Ce qui est davantage critiquable, en revanche, c’est que les conditions applicables aux offres publiques d’achat en Europe, en l’espèce au Luxembourg et à Amsterdam, autorisent des démarches « hostiles », alors que le capital de l’un des deux protagonistes est inaccessible à l’autre. L’attaquant est totalement contrôlé à plus de 80% par une famille et donc, le pourrait-elle et le voudrait-elle, qu’Arcelor ne pourrait pas contre-attaquer par une contre-OPA. Cette situation asymétrique, tout aussi contestable quand l’attaquant est contrôlé par l’Etat, devrait conduire la règlementation à interdire dans un tel cas de figure toute démarche hostile.
Mais, me direz-vous, quelle règlementation ? En effet, c’est la troisième question qui peut être posée. Dans ce combat, ce sont deux entreprises européennes, l’une, néerlandaise, l’autre, luxembourgeoise, qui sont en cause, sans que leur réalité industrielle et financière puisse les faire relever légitimement de tel Etat-membre plutôt que de tel autre.
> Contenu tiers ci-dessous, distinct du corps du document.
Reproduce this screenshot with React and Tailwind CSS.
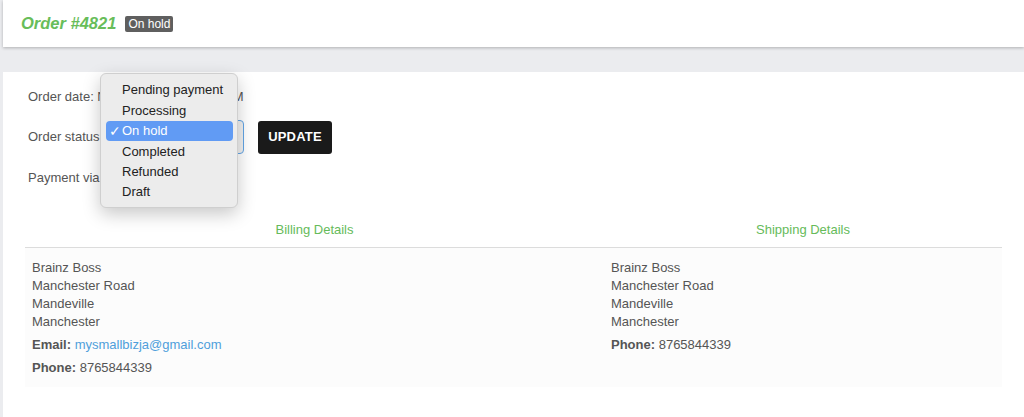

Dès lors, la lacune fondamentale qu’on doit une fois de plus constater est l’absence d’une autorité de régulation et de règles opérationnelles, s’appliquant à l’ensemble des entreprises européennes, et de nature à garantir un traitement équitable à chaque entreprise concernée.
L’agitation politique qui entoure cette affaire ne peut masquer l’impuissance des autorités de chaque pays, pris un à un, ni la responsabilité de ceux qui n’ont pas su, et ne savent pas encore, mettre en place les instruments d’une approche européenne sur de tels sujets, et qui continuent à croire ou à laisser croire qu’on peut continuer à s’en passer.
Tout le monde le dit aujourd’hui, mais avec retard sur les entreprises qui se sont construites au niveau européen et qui le savent depuis vingt ans déjà : il nous faut une politique industrielle européenne. Mais l’Europe a aussi besoin d’une organisation et d’une règlementation des marchés financiers, sauf à laisser les entreprises, déjà européennes par nécessité, vivre dans le brouillard et être exposées à des combats douteux.